The oracle answers "how good is this fully-designed sequence?". The noisy predictor answers "given what I can see so far, is this sequence likely to be good?" — which is what the sampler needs at each unmasking step.

Training the oracle¶

The oracle is trained on clean (fully unmasked) sequences with standard supervised learning. It should be as accurate as possible — use all available data including later experimental rounds.

oracle = MyPredictor(tokenizer=gen_model.tokenizer, ...)
# Standard training loop: MSE or cross-entropy on clean sequences
for batch in oracle_loader:
    pred = oracle.forward(batch["ohe"])
    loss = F.mse_loss(pred, batch["labels"])
    loss.backward()
    optimizer.step()

Architecture choice: Use whatever works best on your data. OneHotMLP is a strong default for small datasets (< 5k sequences). LinearProbe on frozen ESMC embeddings works well for larger datasets.
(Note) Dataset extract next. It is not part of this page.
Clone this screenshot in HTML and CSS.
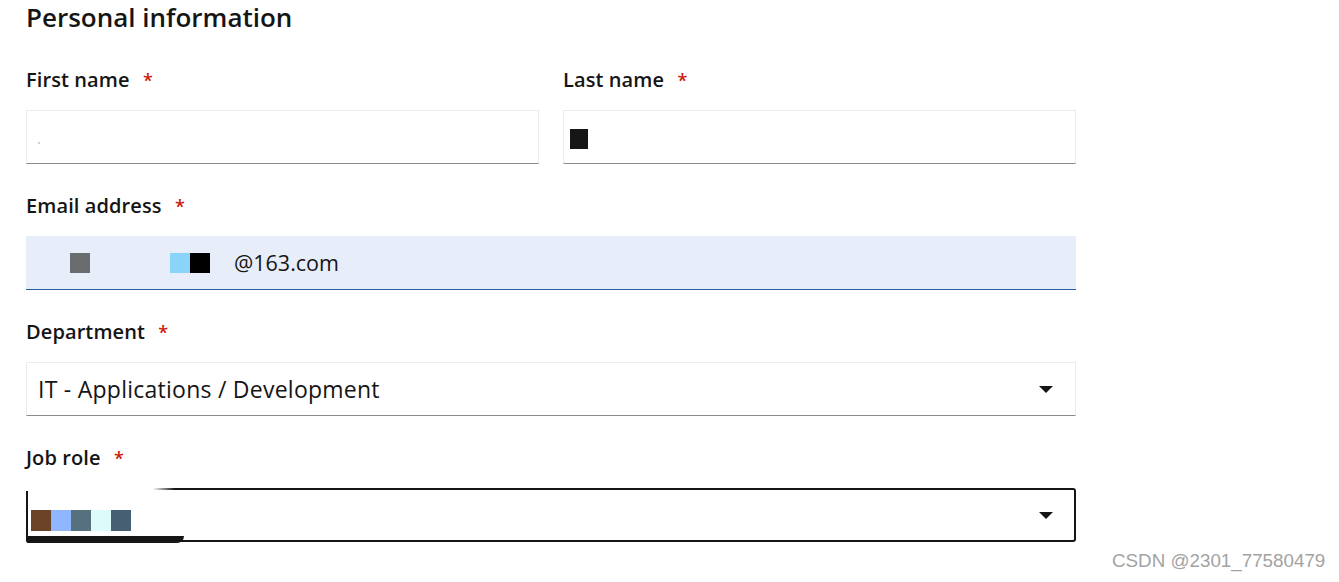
FILE: index.html
```html
<!DOCTYPE html>
<html>
<head>
<meta charset="utf-8">
<link rel="stylesheet" href="styles.css">
</head>
<body>
<div class="page">
  <h2 class="title">Personal information</h2>
  <div class="row">
    <div class="field">
      <label class="label">First name <span class="req">*</span></label>
      <div class="input"><span class="dot"></span></div>
    </div>
    <div class="field">
      <label class="label">Last name <span class="req">*</span></label>
      <div class="input"><span class="blk blk-dark"></span></div>
    </div>
  </div>
  <div class="field">
    <label class="label">Email address <span class="req">*</span></label>
    <div class="input input-email">
      <span class="blk blk-gray"></span>
      <span class="blk blk-sky"></span><span class="blk blk-black"></span>
      <span class="email-text">@163.com</span>
    </div>
  </div>
  <div class="field">
    <label class="label">Department <span class="req">*</span></label>
    <div class="input select">
      <span class="value">IT - Applications / Development</span>
      <span class="caret"></span>
    </div>
  </div>
  <div class="field">
    <label class="label">Job role <span class="req">*</span></label>
    <div class="input select select-focus">
      <span class="mosaic">
        <span class="m m1"></span><span class="m m2"></span><span class="m m3"></span><span class="m m4"></span><span class="m m5"></span>
      </span>
      <span class="caret"></span>
      <span class="cover-top"></span>
      <span class="smear"></span>
    </div>
  </div>
</div>
<div class="watermark">CSDN @2301_77580479</div>
</body>
</html>
```
FILE: styles.css
```css
html, body {
  margin: 0;
  padding: 0;
  background: #ffffff;
}
body {
  font-family: "Open Sans", "Noto Sans", sans-serif;
  color: #151515;
  width: 1339px;
  height: 582px;
  overflow: hidden;
  position: relative;
}
.page {
  width: 1050px;
  padding: 0 0 0 26px;
  display: flex;
  flex-direction: column;
}
.title {
  margin: 0;
  font-size: 26px;
  font-weight: 600;
  line-height: 34px;
  height: 34px;
}
.row {
  display: flex;
  gap: 24px;
  margin-top: 32px;
}
.row .field {
  flex: 1;
  margin-top: 0;
}
.field {
  display: flex;
  flex-direction: column;
  margin-top: 28px;
}
.label {
  font-size: 20px;
  font-weight: 600;
  line-height: 28px;
  height: 28px;
  margin-bottom: 16px;
  letter-spacing: 0.1px;
}
.req {
  color: #c9190b;
  font-size: 18px;
  margin-left: 8px;
}
.input {
  box-sizing: border-box;
  height: 54px;
  border: 1px solid #ececec;
  border-bottom: 1px solid #8a8d90;
  display: flex;
  align-items: center;
  padding: 0 11px;
  position: relative;
  background: #fff;
}
.dot {
  width: 2px;
  height: 2px;
  background: #d0d0d0;
  margin-top: 12px;
}
.blk {
  display: inline-block;
  width: 20px;
  height: 20px;
}
.blk-dark {
  width: 18px;
  background: #161616;
  margin-left: -5px;
  margin-top: 4px;
}
.input-email {
  background: #e7eefa;
  border: none;
  border-bottom: 1px solid #2b5ea8;
}
.blk-gray {
  background: #6a6d70;
  margin-left: 33px;
}
.blk-sky {
  background: #8ad4fb;
  margin-left: 80px;
}
.blk-black {
  background: #000;
}
.email-text {
  font-size: 21.5px;
  margin-left: 24px;
}
.select {
  justify-content: space-between;
  padding-right: 22px;
}
.value {
  font-size: 23px;
  letter-spacing: 0.25px;
}
.caret {
  width: 0;
  height: 0;
  border-left: 7px solid transparent;
  border-right: 7px solid transparent;
  border-top: 7px solid #151515;
}
.select-focus {
  border: 2px solid #151515;
  border-radius: 3px;
  padding-right: 21px;
  padding-left: 3px;
}
.mosaic {
  display: flex;
  margin-top: 10px;
}
.m {
  width: 20px;
  height: 21px;
}
.m1 { background: #6b4327; }
.m2 { background: #8fb6ff; }
.m3 { background: #56707e; }
.m4 { background: #ddfbfb; }
.m5 { background: #465f72; }
.cover-top {
  position: absolute;
  left: -3px;
  top: -3px;
  width: 150px;
  height: 4px;
  background: linear-gradient(90deg, #fff 85%, rgba(255,255,255,0));
}
.smear {
  position: absolute;
  left: -2px;
  bottom: -3px;
  width: 158px;
  height: 7px;
  background: #151515;
  border-radius: 0 0 10px 4px;
}
.watermark {
  position: absolute;
  left: 1112px;
  top: 550px;
  font-family: "Liberation Sans", Arial, sans-serif;
  font-size: 18.8px;
  color: #a3a3a3;
}
```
Training the noisy predictor¶

The noisy predictor is trained identically to the oracle except that input sequences are randomly masked at each training step. This makes it robust to the partially-masked sequences it sees during guided generation.

noisy_predictor = MyPredictor(tokenizer=gen_model.tokenizer, ...)
for batch in train_loader:
    tokens = batch["tokens"].clone()

    # Random masking: mask fraction ~ Uniform(0, 1) each step
    t = torch.rand(1).item()
    mask = torch.rand(tokens.shape) < t
    mask[:, 0] = False   # preserve BOS
    mask[:, -1] = False  # preserve EOS
    tokens[mask] = mask_token_id

    ohe = F.one_hot(tokens, vocab_size).float()
    pred = noisy_predictor.forward(ohe)
    loss = F.mse_loss(pred, batch["labels"])
    loss.backward()
    optimizer.step()

Key detail: The masking distribution during training should match the sampling schedule. If you use uniform_mask_noise for generation, train with uniform t. Validate on clean sequences (no masking) — this is the regime at the end of generation where the predictor's accuracy matters most.

Validating predictor–oracle agreement¶

Before using the noisy predictor for guidance, check that it agrees with the oracle on clean sequences:

from scipy.stats import spearmanr

oracle_scores = oracle.predict(val_sequences)
predictor_scores = noisy_predictor.predict(val_sequences)
rho, _ = spearmanr(oracle_scores, predictor_scores)
print(f"Agreement: ρ = {rho:.3f}")

If agreement is low (ρ < 0.5): The predictor can't be trusted during generation. Consider:

More training data
Simpler architecture (less overfitting)
Different masking schedule
Collecting more experimental data before attempting guided generation

See the PbrR walkthrough for a complete implementation with oracle–predictor agreement plots.

Choosing `format_raw_to_logits`¶

The binary logit function determines how raw predictions become guidance signals:

Function	Best for	TAG-compatible?
`point_estimate_binary_logits`	Simple thresholding	Only with small `k` (5–10)
`gaussian_binary_logits`	Uncertainty-aware predictions	Yes — differentiable through mean and variance
`binary_logits`	Direct classification	Yes
`categorical_binary_logits`	Multi-class (one vs rest)	Yes

If using TAG guidance, prefer gaussian_binary_logits — it provides smooth gradients. For DEG guidance, point_estimate_binary_logits works fine regardless of k since DEG only needs rankings.